REQUIRED TASK:
Quote every line as written. Omit pictures.

---- DATA SECTION

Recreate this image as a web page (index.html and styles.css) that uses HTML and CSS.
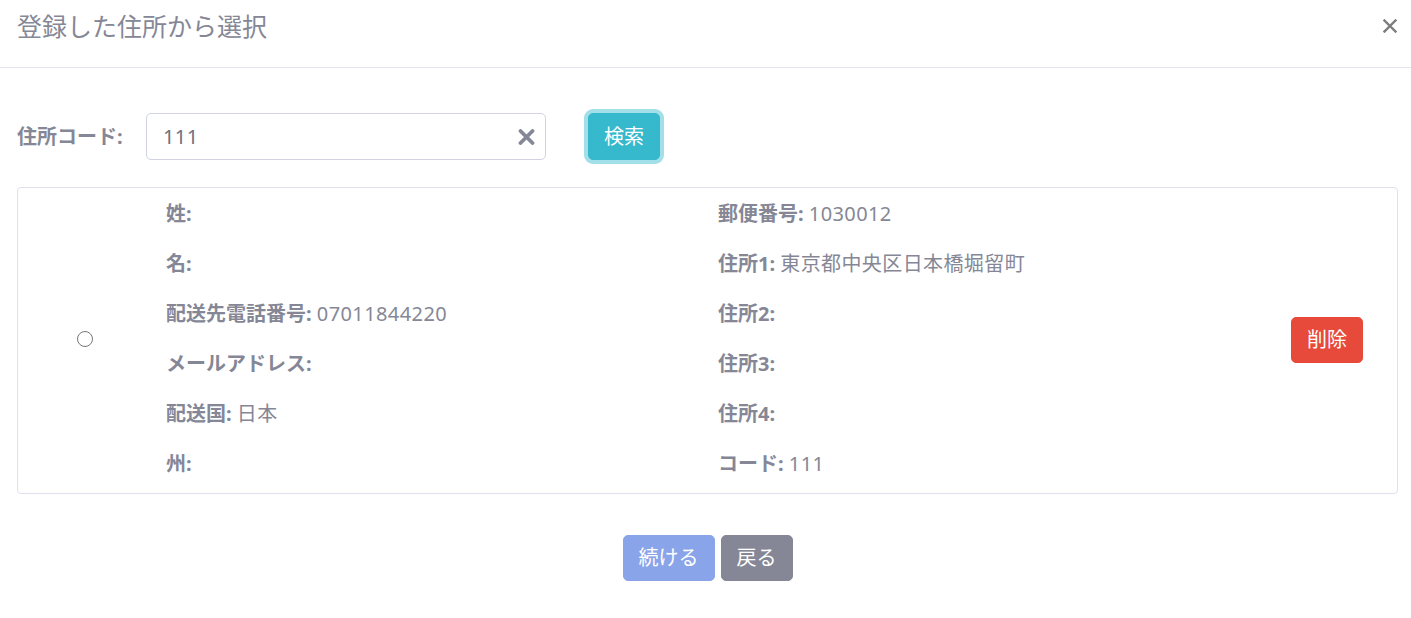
FILE: index.html
```html
<!DOCTYPE html>
<html lang="ja">
<head>
<meta charset="utf-8">
<title>登録した住所から選択</title>
<link rel="stylesheet" href="styles.css">
</head>
<body>
<div class="modal">
  <div class="modal-header">
    <h5 class="modal-title">登録した住所から選択</h5>
    <button class="close" type="button" aria-label="Close">
      <svg width="14" height="14" viewBox="0 0 14 14"><path d="M1.5 1.5L12.5 12.5M12.5 1.5L1.5 12.5" stroke="#7d7d7d" stroke-width="2.4" stroke-linecap="square"/></svg>
    </button>
  </div>
  <div class="modal-body">
    <div class="search-row">
      <label class="search-label">住所コード:</label>
      <div class="input-box">
        <span class="input-value">111</span>
        <svg class="clear-icon" width="17" height="16" viewBox="0 0 17 16"><path d="M2.5 2L14.5 14M14.5 2L2.5 14" stroke="#858796" stroke-width="3.8" stroke-linecap="round"/></svg>
      </div>
      <button class="btn btn-info" type="button">検索</button>
    </div>

    <div class="card">
      <div class="radio-col"><input type="radio" name="addr" class="radio"></div>
      <div class="info-col">
        <p class="row"><b>姓:</b></p>
        <p class="row"><b>名:</b></p>
        <p class="row"><b>配送先電話番号:</b> <span class="val">07011844220</span></p>
        <p class="row"><b>メールアドレス:</b></p>
        <p class="row"><b>配送国:</b> <span class="val">日本</span></p>
        <p class="row"><b>州:</b></p>
      </div>
      <div class="info-col info-right">
        <p class="row"><b>郵便番号:</b> <span class="val">1030012</span></p>
        <p class="row"><b>住所1:</b> <span class="val">東京都中央区日本橋堀留町</span></p>
        <p class="row"><b>住所2:</b></p>
        <p class="row"><b>住所3:</b></p>
        <p class="row"><b>住所4:</b></p>
        <p class="row"><b>コード:</b> <span class="val">111</span></p>
      </div>
      <div class="del-col"><button class="btn btn-danger" type="button">削除</button></div>
    </div>

    <div class="footer">
      <button class="btn btn-primary-disabled" type="button">続ける</button>
      <button class="btn btn-secondary" type="button">戻る</button>
    </div>
  </div>
</div>
</body>
</html>
```

FILE: styles.css
```css
* { box-sizing: border-box; }

html, body {
  margin: 0;
  padding: 0;
  background: #ffffff;
}

body {
  font-family: "Noto Sans", "Noto Sans CJK JP", sans-serif;
  color: #858796;
  font-size: 20px;
}

.modal-header {
  height: 68px;
  display: flex;
  justify-content: space-between;
  align-items: flex-start;
  padding: 0 14px 0 17px;
  border-bottom: 1px solid #e3e6f0;
}

.modal-title {
  margin: 8px 0 0 0;
  font-size: 25px;
  line-height: 37px;
  font-weight: 400;
  color: #858796;
}

.close {
  margin-top: 19px;
  padding: 0;
  border: 0;
  background: none;
  width: 14px;
  height: 14px;
  display: flex;
}

.modal-body {
  padding: 0 13px 0 17px;
}

.search-row {
  display: flex;
  align-items: center;
  margin-top: 45px;
  height: 47px;
}

.search-label {
  width: 129px;
  font-weight: 700;
  font-size: 20px;
  line-height: 30px;
  color: #858796;
}

.input-box {
  width: 400px;
  height: 47px;
  border: 1px solid #d1d3e2;
  border-radius: 5px;
  display: flex;
  align-items: center;
  justify-content: space-between;
  padding: 0 10px 0 16px;
}

.input-value {
  color: #6e707e;
  font-size: 20px;
  line-height: 30px;
  letter-spacing: 0.4px;
}

.clear-icon { display: block; }

.btn {
  font-family: "Noto Sans", "Noto Sans CJK JP", sans-serif;
  font-size: 20px;
  line-height: 30px;
  padding: 7px 15px;
  border: 1px solid transparent;
  border-radius: 5px;
  color: #ffffff;
  cursor: pointer;
}

.btn-info {
  margin-left: 42px;
  height: 47px;
  background: #36b9cc;
  border-color: #36b9cc;
  box-shadow: 0 0 0 4px #a3dfe8;
}

.card {
  margin-top: 27px;
  height: 307px;
  border: 1px solid #dfe1ec;
  border-radius: 4px;
  display: flex;
  align-items: stretch;
  padding: 11px 34px 14px 0;
}

.radio-col {
  width: 134px;
  display: flex;
  align-items: center;
  justify-content: center;
  margin-right: 14px;
}

.radio {
  width: 16px;
  height: 16px;
  margin: 0;
  accent-color: #555;
}

.info-col {
  width: 552px;
  display: flex;
  flex-direction: column;
  gap: 20px;
}

.info-right {
  flex: 1;
}

.row {
  margin: 0;
  font-size: 20px;
  line-height: 30px;
  color: #858796;
  white-space: nowrap;
}

.row b {
  font-weight: 700;
}

.val {
  letter-spacing: 0.4px;
}

.del-col {
  display: flex;
  align-items: center;
}

.btn-danger {
  background: #e74a3b;
  border-color: #e74a3b;
  padding: 7px 15px;
  margin-top: 1px;
}

.footer {
  display: flex;
  justify-content: center;
  gap: 6px;
  margin-top: 41px;
}

.btn-primary-disabled {
  background: #8aa4e9;
  border-color: #8aa4e9;
}

.btn-secondary {
  background: #858796;
  border-color: #858796;
}
```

--------

ANSWER TO THE EXERCISE:
Recreate this image as a web page (index.html and styles.css) that uses HTML and CSS.
FILE: index.html
```html
<!DOCTYPE html>
<html lang="ja">
<head>
<meta charset="utf-8">
<title>登録した住所から選択</title>
<link rel="stylesheet" href="styles.css">
</head>
<body>
<div class="modal">
  <div class="modal-header">
    <h5 class="modal-title">登録した住所から選択</h5>
    <button class="close" type="button" aria-label="Close">
      <svg width="14" height="14" viewBox="0 0 14 14"><path d="M1.5 1.5L12.5 12.5M12.5 1.5L1.5 12.5" stroke="#7d7d7d" stroke-width="2.4" stroke-linecap="square"/></svg>
    </button>
  </div>
  <div class="modal-body">
    <div class="search-row">
      <label class="search-label">住所コード:</label>
      <div class="input-box">
        <span class="input-value">111</span>
        <svg class="clear-icon" width="17" height="16" viewBox="0 0 17 16"><path d="M2.5 2L14.5 14M14.5 2L2.5 14" stroke="#858796" stroke-width="3.8" stroke-linecap="round"/></svg>
      </div>
      <button class="btn btn-info" type="button">検索</button>
    </div>

    <div class="card">
      <div class="radio-col"><input type="radio" name="addr" class="radio"></div>
      <div class="info-col">
        <p class="row"><b>姓:</b></p>
        <p class="row"><b>名:</b></p>
        <p class="row"><b>配送先電話番号:</b> <span class="val">07011844220</span></p>
        <p class="row"><b>メールアドレス:</b></p>
        <p class="row"><b>配送国:</b> <span class="val">日本</span></p>
        <p class="row"><b>州:</b></p>
      </div>
      <div class="info-col info-right">
        <p class="row"><b>郵便番号:</b> <span class="val">1030012</span></p>
        <p class="row"><b>住所1:</b> <span class="val">東京都中央区日本橋堀留町</span></p>
        <p class="row"><b>住所2:</b></p>
        <p class="row"><b>住所3:</b></p>
        <p class="row"><b>住所4:</b></p>
        <p class="row"><b>コード:</b> <span class="val">111</span></p>
      </div>
      <div class="del-col"><button class="btn btn-danger" type="button">削除</button></div>
    </div>

    <div class="footer">
      <button class="btn btn-primary-disabled" type="button">続ける</button>
      <button class="btn btn-secondary" type="button">戻る</button>
    </div>
  </div>
</div>
</body>
</html>
```

FILE: styles.css
```css
* { box-sizing: border-box; }

html, body {
  margin: 0;
  padding: 0;
  background: #ffffff;
}

body {
  font-family: "Noto Sans", "Noto Sans CJK JP", sans-serif;
  color: #858796;
  font-size: 20px;
}

.modal-header {
  height: 68px;
  display: flex;
  justify-content: space-between;
  align-items: flex-start;
  padding: 0 14px 0 17px;
  border-bottom: 1px solid #e3e6f0;
}

.modal-title {
  margin: 8px 0 0 0;
  font-size: 25px;
  line-height: 37px;
  font-weight: 400;
  color: #858796;
}

.close {
  margin-top: 19px;
  padding: 0;
  border: 0;
  background: none;
  width: 14px;
  height: 14px;
  display: flex;
}

.modal-body {
  padding: 0 13px 0 17px;
}

.search-row {
  display: flex;
  align-items: center;
  margin-top: 45px;
  height: 47px;
}

.search-label {
  width: 129px;
  font-weight: 700;
  font-size: 20px;
  line-height: 30px;
  color: #858796;
}

.input-box {
  width: 400px;
  height: 47px;
  border: 1px solid #d1d3e2;
  border-radius: 5px;
  display: flex;
  align-items: center;
  justify-content: space-between;
  padding: 0 10px 0 16px;
}

.input-value {
  color: #6e707e;
  font-size: 20px;
  line-height: 30px;
  letter-spacing: 0.4px;
}

.clear-icon { display: block; }

.btn {
  font-family: "Noto Sans", "Noto Sans CJK JP", sans-serif;
  font-size: 20px;
  line-height: 30px;
  padding: 7px 15px;
  border: 1px solid transparent;
  border-radius: 5px;
  color: #ffffff;
  cursor: pointer;
}

.btn-info {
  margin-left: 42px;
  height: 47px;
  background: #36b9cc;
  border-color: #36b9cc;
  box-shadow: 0 0 0 4px #a3dfe8;
}

.card {
  margin-top: 27px;
  height: 307px;
  border: 1px solid #dfe1ec;
  border-radius: 4px;
  display: flex;
  align-items: stretch;
  padding: 11px 34px 14px 0;
}

.radio-col {
  width: 134px;
  display: flex;
  align-items: center;
  justify-content: center;
  margin-right: 14px;
}

.radio {
  width: 16px;
  height: 16px;
  margin: 0;
  accent-color: #555;
}

.info-col {
  width: 552px;
  display: flex;
  flex-direction: column;
  gap: 20px;
}

.info-right {
  flex: 1;
}

.row {
  margin: 0;
  font-size: 20px;
  line-height: 30px;
  color: #858796;
  white-space: nowrap;
}

.row b {
  font-weight: 700;
}

.val {
  letter-spacing: 0.4px;
}

.del-col {
  display: flex;
  align-items: center;
}

.btn-danger {
  background: #e74a3b;
  border-color: #e74a3b;
  padding: 7px 15px;
  margin-top: 1px;
}

.footer {
  display: flex;
  justify-content: center;
  gap: 6px;
  margin-top: 41px;
}

.btn-primary-disabled {
  background: #8aa4e9;
  border-color: #8aa4e9;
}

.btn-secondary {
  background: #858796;
  border-color: #858796;
}
```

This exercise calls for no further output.